# Courier services to the UK



## ant1982 (Oct 4, 2009)

Hi,

I need to send my Masters dissertation back to the UK for 1 June, anyone have any experiences of DHL, UPS, FEDEX etc? Any recommendations (timeframes for delivery) of companies would be appreciated. 

Thanks
ANT


----------



## rj.uk (Aug 30, 2008)

DHL pretty good but expensive


----------



## Elphaba (Jan 24, 2008)

Better value from Aramex and also Empost.

-


----------



## Helios (Oct 22, 2008)

Empost charged me 95 dhs for sending a letter to france, but the things is that they outsource shipping with Fedex, while Fedex was charging more than 200dhs for the same. 
So Empost looks to be a good deal.


----------



## Elphaba (Jan 24, 2008)

I send parcels to both the US and the UK and Empost is always far cheaper than the other courier companies. 

-


----------



## ant1982 (Oct 4, 2009)

OK, thanks I'll look into Empost then.
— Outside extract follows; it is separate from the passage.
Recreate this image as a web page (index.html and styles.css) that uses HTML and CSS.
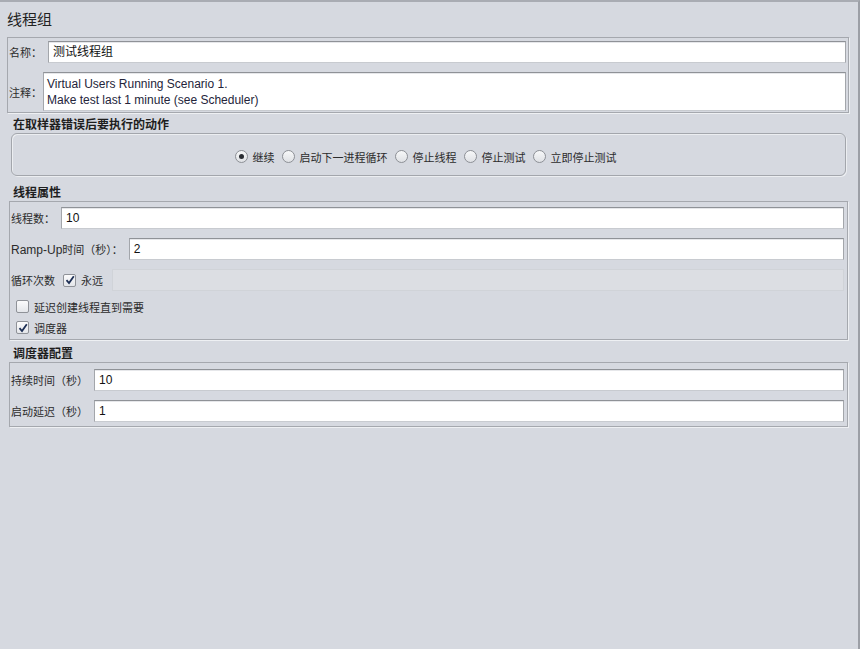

I take it they are pretty reliable then? I don't want the bloody thing to get lost after all this!


----------



## Elphaba (Jan 24, 2008)

ant1982 said:


> OK, thanks I'll look into Empost then. I take it they are pretty reliable then? I don't want the bloody thing to get lost after all this!


I have never had a problem with them, but naturally, offer no guarantees. 

-


----------